The Case For Open Borders: Journalist John Washington debunks common anti-immigrant myths and explains why free movement is a human right. (NATHAN J. ROBINSON, 5/17/24, Current Affairs)

ROBINSON
One of the strangest things is that the places in the country that have the largest immigrant populations, like New York City, people there don’t think it’s going to be a threat to their culture if there’s immigration because they know that the whole vibrancy of the city is built on its diversity.

WASHINGTON
Except maybe for Mayor Adams and most of the NYPD police force. His arguments are really insulting to history, to the legacy that the current status of New York City as a city was really built by immigrants, or, going back to our last point, by invaders. Does he think that 170,000 people over a little bit more than two years is a threat? Actually, Adams has described it as an existential threat to New York City. It’s almost laughable, but it’s actually just stupid.

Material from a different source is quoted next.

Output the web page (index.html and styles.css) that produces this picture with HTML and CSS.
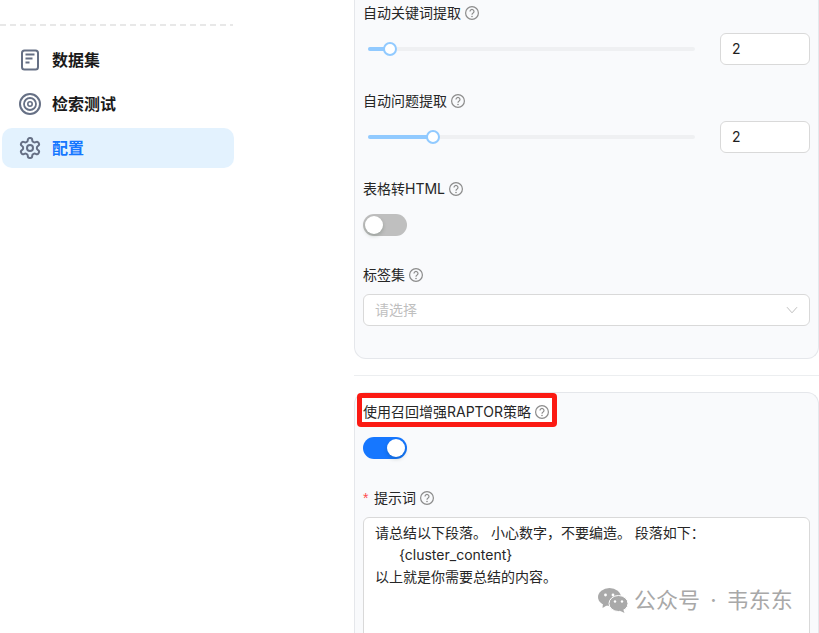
FILE: index.html
```html
<!DOCTYPE html>
<html lang="zh">
<head>
<meta charset="utf-8">
<title>配置</title>
<link rel="stylesheet" href="styles.css">
</head>
<body>
<svg class="defs" aria-hidden="true">
  <symbol id="help" viewBox="0 0 14 14">
    <circle cx="7" cy="7" r="6.4" fill="none" stroke="currentColor" stroke-width="1.2"/>
    <path d="M5 5.4a2 2 0 1 1 3.1 1.7c-.7.4-1.1.8-1.1 1.6" fill="none" stroke="currentColor" stroke-width="1.2"/>
    <circle cx="7" cy="10.5" r=".8" fill="currentColor"/>
  </symbol>
</svg>
<div class="page">
  <aside class="sidebar">
    <div class="dash"></div>
    <nav class="menu">
      <a class="item">
        <svg class="icon" viewBox="0 0 22 22" fill="none" stroke="currentColor" stroke-width="2"><rect x="3" y="1.5" width="16" height="19" rx="2.5"/><path d="M6.5 5.5h9M6.5 9.5h7M6.5 13.5h4"/></svg>
        <span>数据集</span>
      </a>
      <a class="item">
        <svg class="icon" viewBox="0 0 22 22" fill="none" stroke="currentColor"><circle cx="11" cy="11" r="10" stroke-width="2"/><circle cx="11" cy="11" r="6" stroke-width="1.8"/><circle cx="11" cy="11" r="2.2" stroke-width="1.6"/></svg>
        <span>检索测试</span>
      </a>
      <a class="item active">
        <svg class="icon" viewBox="1 1 22 22" fill="none" stroke="currentColor" stroke-width="2"><path d="M12.22 2h-.44a2 2 0 0 0-2 2v.18a2 2 0 0 1-1 1.73l-.43.25a2 2 0 0 1-2 0l-.15-.08a2 2 0 0 0-2.73.73l-.22.38a2 2 0 0 0 .73 2.73l.15.1a2 2 0 0 1 1 1.72v.51a2 2 0 0 1-1 1.74l-.15.09a2 2 0 0 0-.73 2.73l.22.38a2 2 0 0 0 2.73.73l.15-.08a2 2 0 0 1 2 0l.43.25a2 2 0 0 1 1 1.73V20a2 2 0 0 0 2 2h.44a2 2 0 0 0 2-2v-.18a2 2 0 0 1 1-1.73l.43-.25a2 2 0 0 1 2 0l.15.08a2 2 0 0 0 2.73-.73l.22-.39a2 2 0 0 0-.73-2.73l-.15-.08a2 2 0 0 1-1-1.74v-.5a2 2 0 0 1 1-1.74l.15-.09a2 2 0 0 0 .73-2.73l-.22-.38a2 2 0 0 0-2.73-.73l-.15.08a2 2 0 0 1-2 0l-.43-.25a2 2 0 0 1-1-1.73V4a2 2 0 0 0-2-2z"/><circle cx="12" cy="12" r="3"/></svg>
        <span>配置</span>
      </a>
    </nav>
  </aside>
  <main class="main">
    <section class="panel panel-top">
      <div class="field">
        <div class="label">自动关键词提取<svg class="help"><use href="#help"/></svg></div>
        <div class="slider-row">
          <div class="slider"><div class="fill fill-a"></div><div class="thumb"></div></div>
          <div class="number">2</div>
        </div>
      </div>
      <div class="field">
        <div class="label">自动问题提取<svg class="help"><use href="#help"/></svg></div>
        <div class="slider-row">
          <div class="slider"><div class="fill fill-b"></div><div class="thumb"></div></div>
          <div class="number">2</div>
        </div>
      </div>
      <div class="field field-switch">
        <div class="label label-wide">表格转HTML<svg class="help"><use href="#help"/></svg></div>
        <div class="switch"><div class="knob"></div></div>
      </div>
      <div class="field">
        <div class="label label-tight">标签集<svg class="help"><use href="#help"/></svg></div>
        <div class="select">
          <span>请选择</span>
          <svg class="chev" viewBox="0 0 12 8" fill="none" stroke="currentColor"><path d="M1 1.2l5 5.6 5-5.6"/></svg>
        </div>
      </div>
    </section>
    <hr class="rule">
    <section class="panel panel-bottom">
      <div class="label-mark">
        <div class="label">使用召回增强RAPTOR策略<svg class="help"><use href="#help"/></svg></div>
      </div>
      <div class="switch on"><div class="knob"></div></div>
      <div class="label label-prompt"><span class="req">*</span>提示词<svg class="help"><use href="#help"/></svg></div>
      <div class="textarea">
        <div>请总结以下段落。 小心数字，不要编造。 段落如下：</div>
        <div class="indent">{cluster_content}</div>
        <div>以上就是你需要总结的内容。</div>
      </div>
    </section>
  </main>
</div>
<div class="watermark">
  <svg class="wechat" viewBox="0 0 30 25">
    <ellipse cx="11.5" cy="9" rx="11.5" ry="9" fill="#a9a9a9"/>
    <path d="M5 15l-.5 5 5-3z" fill="#a9a9a9"/>
    <ellipse cx="20.5" cy="15.5" rx="9.5" ry="8" fill="#a9a9a9" stroke="#fff" stroke-width="1"/>
    <path d="M25 21l1.5 4-5-2.5z" fill="#a9a9a9"/>
    <circle cx="7.5" cy="7" r="1.4" fill="#fff"/><circle cx="15" cy="7" r="1.4" fill="#fff"/>
    <circle cx="17" cy="13.5" r="1.2" fill="#fff"/><circle cx="24" cy="13.5" r="1.2" fill="#fff"/>
  </svg>
  <span>公众号 · 韦东东</span>
</div>
</body>
</html>
```
FILE: styles.css
```css
* { box-sizing: border-box; }
html, body { margin: 0; height: 100%; }
body {
  position: relative;
  height: 633px;
  overflow: hidden;
  background: #fff;
  color: #1f2329;
  font-family: Inter, "Noto Sans CJK SC", sans-serif;
  font-size: 14px;
  line-height: 22px;
}
.defs { display: none; }
.page { display: flex; height: 633px; overflow: hidden; }

.sidebar { flex: 0 0 354px; padding-top: 24px; }
.dash {
  width: 233px;
  height: 2px;
  background: repeating-linear-gradient(90deg, #e8e8e8 0 6px, transparent 6px 10px);
}
.menu {
  display: flex;
  flex-direction: column;
  gap: 4px;
  width: 232px;
  margin: 14px 0 0 2px;
}
.item {
  display: flex;
  align-items: center;
  gap: 11px;
  height: 40px;
  padding-left: 17px;
  border-radius: 10px;
  color: #1a1a1a;
  font-size: 16px;
  font-weight: 600;
}
.item .icon { flex: 0 0 22px; width: 22px; height: 22px; color: #667085; }
.item.active { background: #e3f2fe; color: #1677ff; }

.main { flex: 1; min-width: 0; }
.panel {
  background: #f9fafc;
  border: 1px solid #e5e7eb;
  padding: 0 8px;
}
.panel-top {
  height: 359px;
  padding-top: 2px;
  border-top: 0;
  border-radius: 0 0 12px 12px;
}
.panel-bottom {
  height: 260px;
  margin-top: 16px;
  border-bottom: 0;
  border-radius: 12px 12px 0 0;
}
.rule { height: 1px; margin: 16px 0 0; border: 0; background: #eceef0; }

.field { margin-bottom: 25px; }
.field-switch { margin-bottom: 28px; }
.label {
  display: flex;
  align-items: center;
  gap: 4px;
  height: 22px;
  margin-bottom: 9px;
  white-space: nowrap;
  color: #262626;
}
.label-wide { margin-bottom: 14px; }
.label-tight { margin-bottom: 8px; }
.help { width: 14px; height: 14px; color: #8c8c8c; flex: none; }

.slider-row { display: flex; align-items: center; justify-content: space-between; }
.slider {
  display: flex;
  align-items: center;
  width: 327px;
  height: 4px;
  margin-left: 5px;
  border-radius: 2px;
  background: #eff0f2;
}
.fill { height: 4px; border-radius: 2px; background: #91caff; }
.fill-a { width: 22px; }
.fill-b { width: 65px; }
.thumb {
  flex: none;
  width: 14px;
  height: 14px;
  margin-left: -7px;
  border: 2px solid #91caff;
  border-radius: 50%;
  background: #fff;
}
.number {
  width: 90px;
  height: 32px;
  padding-left: 11px;
  border: 1px solid #d9d9d9;
  border-radius: 6px;
  background: #fff;
  line-height: 30px;
  color: #1f1f1f;
}

.switch {
  display: flex;
  align-items: center;
  width: 44px;
  height: 22px;
  padding: 2px;
  border-radius: 11px;
  background: #bfbfbf;
}
.knob { width: 18px; height: 18px; border-radius: 50%; background: #fff; box-shadow: 0 2px 4px rgba(0, 35, 11, .2); }
.switch.on { justify-content: flex-end; background: #1677ff; }

.select {
  display: flex;
  align-items: center;
  justify-content: space-between;
  height: 32px;
  padding: 0 11px;
  border: 1px solid #d9d9d9;
  border-radius: 6px;
  background: #fff;
  color: #bfbfbf;
}
.chev { width: 12px; height: 8px; color: #bfbfbf; }

.label-mark {
  width: 200px;
  height: 34px;
  margin: 0 0 10px -6px;
  padding: 8px 0 0 6px;
  background: #fff;
  box-shadow: inset 0 0 0 5px #fb1a13;
  border-radius: 4px;
}
.label-mark .label { height: 22px; margin: 0; }
.label-prompt { margin-top: 28px; margin-bottom: 8px; }
.req { width: 7px; color: #ff4d4f; font-family: "Liberation Sans", sans-serif; }

.textarea {
  height: 140px;
  padding: 4px 11px;
  border: 1px solid #d9d9d9;
  border-radius: 6px 6px 0 0;
  background: #fff;
  color: #262626;
}
.indent { padding-left: 24px; }

.watermark {
  position: absolute;
  left: 598px;
  top: 587px;
  display: flex;
  align-items: center;
  gap: 6px;
  height: 26px;
  color: #a8a8a8;
  font-size: 22px;
  word-spacing: 4px;
  white-space: nowrap;
}
.wechat { width: 30px; height: 25px; }
```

You can point back to so many different moments in New York City’s history and say, actually, the percentage of people who were coming at that moment in the early 20th century, and in the mid-19th century, 30 percent of the population was coming in a six-month period. Right now, it’s about 1 percent of the population coming over in a two-year period, to a robust economy. What’s going to change in New York City? There’s going to be some more stands in Queens—what is the actual change that we will see in New York? It takes some work to help orient people and to welcome them. But also, these people are barred from working right now—most of them are. Adams, to his credit, has actually addressed that point that we should give them work visas and let them actually do the work that they came here to do rather than trying to force them to rely on handouts.